--- START OF Data block ---

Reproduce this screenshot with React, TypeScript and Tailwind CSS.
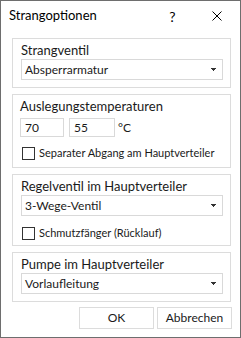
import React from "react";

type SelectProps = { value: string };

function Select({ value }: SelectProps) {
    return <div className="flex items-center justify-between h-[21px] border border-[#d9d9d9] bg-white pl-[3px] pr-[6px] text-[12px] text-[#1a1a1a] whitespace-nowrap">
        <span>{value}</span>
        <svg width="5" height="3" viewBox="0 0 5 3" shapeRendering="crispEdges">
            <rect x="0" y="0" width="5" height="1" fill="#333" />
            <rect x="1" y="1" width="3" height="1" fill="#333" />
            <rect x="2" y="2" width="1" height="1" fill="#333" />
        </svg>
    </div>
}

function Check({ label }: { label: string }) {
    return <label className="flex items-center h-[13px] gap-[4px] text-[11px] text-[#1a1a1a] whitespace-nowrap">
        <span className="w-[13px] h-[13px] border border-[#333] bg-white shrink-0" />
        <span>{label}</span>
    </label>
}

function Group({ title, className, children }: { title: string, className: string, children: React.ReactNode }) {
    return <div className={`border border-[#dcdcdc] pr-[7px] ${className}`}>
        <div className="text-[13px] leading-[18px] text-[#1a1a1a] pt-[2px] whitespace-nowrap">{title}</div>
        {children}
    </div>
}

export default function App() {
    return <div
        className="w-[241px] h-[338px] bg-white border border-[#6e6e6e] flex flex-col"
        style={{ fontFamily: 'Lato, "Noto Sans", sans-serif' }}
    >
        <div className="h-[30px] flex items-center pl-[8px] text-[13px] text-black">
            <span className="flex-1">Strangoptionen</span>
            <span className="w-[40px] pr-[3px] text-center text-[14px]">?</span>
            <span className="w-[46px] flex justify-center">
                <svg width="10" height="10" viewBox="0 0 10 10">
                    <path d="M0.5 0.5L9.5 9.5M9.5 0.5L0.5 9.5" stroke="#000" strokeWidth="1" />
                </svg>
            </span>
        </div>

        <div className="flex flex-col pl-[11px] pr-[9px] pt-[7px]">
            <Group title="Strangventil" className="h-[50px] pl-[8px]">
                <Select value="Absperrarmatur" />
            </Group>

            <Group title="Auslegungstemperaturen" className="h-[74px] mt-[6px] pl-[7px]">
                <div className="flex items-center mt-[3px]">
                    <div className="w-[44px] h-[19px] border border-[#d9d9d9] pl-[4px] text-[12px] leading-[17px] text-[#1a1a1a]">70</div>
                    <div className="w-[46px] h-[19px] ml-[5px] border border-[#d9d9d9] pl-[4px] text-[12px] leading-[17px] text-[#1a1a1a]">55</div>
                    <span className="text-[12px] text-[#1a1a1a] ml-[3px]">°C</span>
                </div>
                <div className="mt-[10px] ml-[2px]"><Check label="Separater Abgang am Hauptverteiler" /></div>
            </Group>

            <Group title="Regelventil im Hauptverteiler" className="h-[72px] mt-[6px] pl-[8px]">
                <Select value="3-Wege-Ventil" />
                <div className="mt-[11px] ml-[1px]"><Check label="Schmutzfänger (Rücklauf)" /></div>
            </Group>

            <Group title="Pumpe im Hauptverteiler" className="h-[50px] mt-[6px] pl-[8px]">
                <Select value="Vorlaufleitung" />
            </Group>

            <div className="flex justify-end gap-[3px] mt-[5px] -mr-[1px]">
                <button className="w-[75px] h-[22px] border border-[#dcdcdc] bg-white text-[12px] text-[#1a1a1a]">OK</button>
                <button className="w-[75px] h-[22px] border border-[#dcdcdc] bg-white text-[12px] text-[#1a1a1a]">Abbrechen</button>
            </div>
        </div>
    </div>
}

--- END OF Data block ---

_Brief_:
Return every line in the listing that contains the word "React".

_Final result_:
Reproduce this screenshot with React, TypeScript and Tailwind CSS.
import React from "react";
function Group({ title, className, children }: { title: string, className: string, children: React.ReactNode }) {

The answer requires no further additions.